During The Ramazan I Laid In My Stores For The Journey.
These consisted
of tea, coffee, loaf-sugar, rice, dates, biscuit, oil, vinegar,
tobacco, lanterns, and cooking pots, a small
Bell-shaped tent, costing
twelve shillings, and three water-skins for the Desert.[FN#14] The
provisions were placed in a "Kafas" or hamper artistically made of palm
sticks, and in a huge Sahharah, or wooden box, about three feet each
way, covered with leather or skin, and provided with a small lid
fitting into the top.[FN#15] The
[p.126]former, together with my green box containing medicines, and
saddle-bags full of clothes, hung on one side of the camel, a
counterpoise to the big Sahharah on the other flank; the Badawin, like
muleteers, always requiring a balance of weight. On the top of the load
was placed transversely a Shibriyah or cot, on which Shaykh Nur
squatted like a large crow.

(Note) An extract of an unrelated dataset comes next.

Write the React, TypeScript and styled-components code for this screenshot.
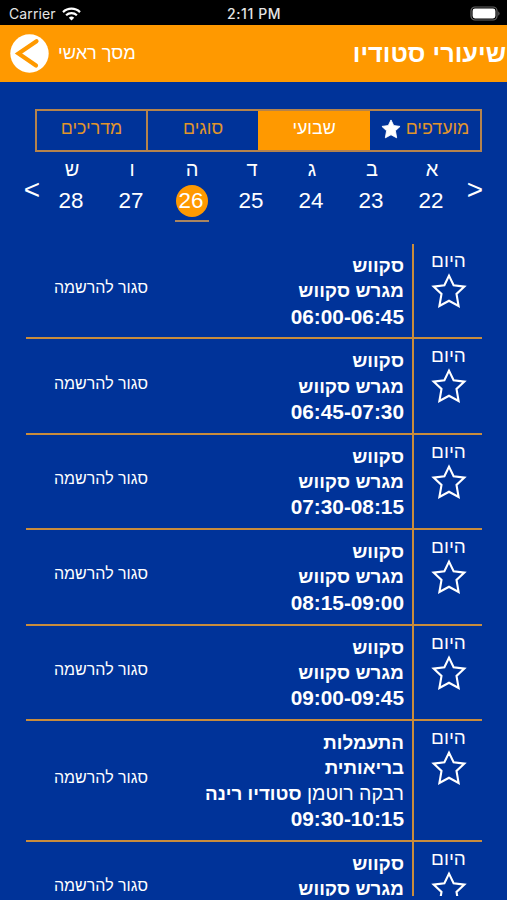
import React from "react";
import styled, { createGlobalStyle } from "styled-components";

const BLUE = "#003399";
const ORANGE = "#ff9900";
const LINE = "#c98c3c";
const TAB_LINE = "#b5834c";

const GlobalStyle = createGlobalStyle`
  * { box-sizing: border-box; }
  body { margin: 0; background: ${BLUE}; overflow: hidden; }
`;

const Screen = styled.div`
  width: 507px;
  height: 900px;
  overflow: hidden;
  direction: rtl;
  background: ${BLUE};
  color: #fff;
  font-family: "Liberation Sans", Arial, sans-serif;
`;

const StatusBar = styled.div`
  direction: ltr;
  display: grid;
  grid-template-columns: 1fr auto 1fr;
  align-items: center;
  height: 25px;
  padding: 2px 6px 0 9px;
  background: #000;
  color: #e4e4e4;
  font: 14px/20px Inter, sans-serif;
`;

const Carrier = styled.div`
  display: flex;
  align-items: center;
  gap: 6px;
  letter-spacing: 0.1px;
`;

const Clock = styled.div`
  font-size: 14px;
  font-weight: 500;
  letter-spacing: 0.6px;
  padding-right: 2px;
`;

const BatterySlot = styled.div`
  display: flex;
  justify-content: flex-end;
`;

const Header = styled.header`
  display: flex;
  align-items: center;
  justify-content: space-between;
  height: 57px;
  padding-left: 10px;
  background: ${ORANGE};
`;

const Title = styled.h1`
  margin: 0;
  padding: 0 1px 2px 0;
  font-size: 25.3px;
  line-height: 30px;
  font-weight: 700;
`;

const Back = styled.div`
  direction: ltr;
  display: flex;
  align-items: center;
  gap: 9px;
  font-size: 18.2px;
`;

const Tabs = styled.nav`
  display: grid;
  grid-template-columns: 110px 112px 110px 111px;
  height: 43px;
  margin: 27px 25px 0 35px;
  border: 2px solid ${TAB_LINE};
  width: 447px;
`;

const Tab = styled.div<{ $active?: boolean; $divided?: boolean }>`
  display: flex;
  justify-content: center;
  align-items: center;
  gap: 5px;
  padding-bottom: 4px;
  font-size: 17.8px;
  color: ${(p) => (p.$active ? "#fff" : "#e0952c")};
  background: ${(p) => (p.$active ? ORANGE : "transparent")};
  border-right: ${(p) => (p.$divided ? `2px solid ${TAB_LINE}` : "none")};
`;

const Week = styled.div`
  display: flex;
  height: 92px;
  padding: 0 17px;
`;

const Arrow = styled.div`
  flex: none;
  width: 30px;
  padding-top: 22px;
  font-size: 28px;
  line-height: 32px;
  text-align: center;
  direction: ltr;
`;

const Days = styled.div`
  flex: 1;
  min-width: 0;
  display: grid;
  grid-template-columns: repeat(7, 60px);
  justify-content: center;
  padding-right: 3px;
`;

const Day = styled.div`
  display: flex;
  flex-direction: column;
  align-items: center;
  padding-top: 5px;
  font-size: 20px;
  line-height: 24px;
`;

const DayNumber = styled.div<{ $active?: boolean }>`
  width: 34px;
  height: 39px;
  margin-top: 2px;
  padding-top: 2px;
  display: flex;
  justify-content: center;
  border-bottom: 2px solid ${(p) => (p.$active ? "#a98560" : "transparent")};
`;

const Disc = styled.span<{ $active?: boolean }>`
  width: 32px;
  height: 32px;
  flex: none;
  padding-right: 2px;
  border-radius: 50%;
  font-size: 22.4px;
  line-height: 32px;
  text-align: center;
  background: ${(p) => (p.$active ? ORANGE : "transparent")};
`;

const List = styled.div`
  height: 652px;
  margin: 0 25px 0 26px;
  overflow: hidden;
`;

const Row = styled.div`
  display: grid;
  grid-template-columns: 68px 1fr 150px;
  border-bottom: 2px solid ${LINE};
`;

const When = styled.div`
  display: flex;
  flex-direction: column;
  align-items: center;
  padding: 5px 0 0 1px;
  font-size: 19px;
  line-height: 24px;
`;

const Details = styled.div`
  padding: 9px 8px 8.4px 0;
  border-right: 2px solid ${LINE};
  font-size: 18.8px;
  line-height: 25.33px;
  font-weight: 700;
`;

const Regular = styled.span`
  font-size: 19.5px;
  line-height: 1;
  font-weight: 400;
`;

const Hours = styled.div`
  direction: ltr;
  text-align: right;
  font-size: 20.8px;
`;

const State = styled.div`
  display: flex;
  align-items: center;
  justify-content: center;
  padding-bottom: 5px;
  font-size: 16px;
`;

const STAR = "M18 2.6 22.6 12.2 33.4 13.6 25.5 21 27.6 33 18 27.8 8.4 33 10.5 21 2.6 13.6 13.4 12.2Z";

const StarOutline = () => (
  <svg width="36" height="38" viewBox="0 0 36 38" fill="none" stroke="#fff" strokeWidth="2.1">
    <path d={STAR} />
  </svg>
);

const StarSolid = () => (
  <svg width="20" height="20" viewBox="1 1 34 34" fill="#fff">
    <path d={STAR} stroke="#fff" strokeWidth="1.5" strokeLinejoin="round" />
  </svg>
);

const Wifi = () => (
  <svg width="19" height="14" viewBox="0 0 19 14" fill="none" stroke="#fff" strokeWidth="2.2">
    <path d="M1 5.1a12.2 12.2 0 0 1 17 0" />
    <path d="M4.1 8.2a7.8 7.8 0 0 1 10.8 0" />
    <path d="M9.5 13.5 6.8 10.8a3.9 3.9 0 0 1 5.4 0Z" fill="#fff" stroke="none" />
  </svg>
);

const Battery = () => (
  <svg width="31" height="15" viewBox="0 0 31 15">
    <rect x="1" y="1" width="26" height="13" rx="4" fill="none" stroke="#666" strokeWidth="1.2" />
    <rect x="2.6" y="2.6" width="22.8" height="9.8" rx="2.4" fill="#fff" />
    <path d="M28.4 5.2q2.2 2.3 0 4.6Z" fill="#777" />
  </svg>
);

const BackIcon = () => (
  <svg width="39" height="39" viewBox="0 0 39 39">
    <circle cx="19.5" cy="19.5" r="19.2" fill="#fff" />
    <path d="M26.5 7.3 8.5 19.5 26 31.5" fill="none" stroke={ORANGE} strokeWidth="4.2" strokeLinecap="round" strokeLinejoin="miter" />
  </svg>
);

const days = [
  ["א", 22], ["ב", 23], ["ג", 24], ["ד", 25], ["ה", 26], ["ו", 27], ["ש", 28],
] as const;

type Lesson = { name: string[]; trainer?: string; place: string; hours?: string };

const squash = (hours?: string): Lesson => ({ name: ["סקווש"], place: "מגרש סקווש", hours });

const lessons: Lesson[] = [
  squash("06:00-06:45"),
  squash("06:45-07:30"),
  squash("07:30-08:15"),
  squash("08:15-09:00"),
  squash("09:00-09:45"),
  { name: ["התעמלות", "בריאותית"], trainer: "רבקה רוטמן", place: "סטודיו רינה", hours: "09:30-10:15" },
  squash(),
];

export default function App() {
  return (
    <Screen>
      <GlobalStyle />
      <StatusBar>
        <Carrier>Carrier <Wifi /></Carrier>
        <Clock>2:11 PM</Clock>
        <BatterySlot><Battery /></BatterySlot>
      </StatusBar>
      <Header>
        <Title>שיעורי סטודיו</Title>
        <Back><BackIcon /><span>מסך ראשי</span></Back>
      </Header>
      <Tabs>
        <Tab>מועדפים <StarSolid /></Tab>
        <Tab $active>שבועי</Tab>
        <Tab>סוגים</Tab>
        <Tab $divided>מדריכים</Tab>
      </Tabs>
      <Week>
        <Arrow>&gt;</Arrow>
        <Days>
          {days.map(([letter, n]) => (
            <Day key={n}>
              {letter}
              <DayNumber $active={n === 26}><Disc $active={n === 26}>{n}</Disc></DayNumber>
            </Day>
          ))}
        </Days>
        <Arrow>&lt;</Arrow>
      </Week>
      <List>
        {lessons.map((l, i) => (
          <Row key={i}>
            <When>היום<StarOutline /></When>
            <Details>
              {l.name.map((line) => <div key={line}>{line}</div>)}
              <div>{l.trainer && <Regular>{l.trainer} </Regular>}{l.place}</div>
              <Hours>{l.hours ?? "\u00a0"}</Hours>
            </Details>
            <State>סגור להרשמה</State>
          </Row>
        ))}
      </List>
    </Screen>
  );
}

This worthy had strutted out into the
streets armed with a pair of horse-pistols and a sword almost as long
as himself. No sooner did the mischievous boys of Cairo-they are as bad
as the gamins of Paris and London-catch sight of him than they began to
scream with laughter at the sight of the "Hindi (Indian) in arms,"
till, like a vagrant owl pursued by a flight of larks, he ran back into
the Caravanserai.
Having spent all my ready money at Cairo, I was obliged to renew the
supply. My native acquaintances advised me to take at least eighty
pounds sterling, and considering the expense of outfit for Desert
travelling, the sum did not appear excessive.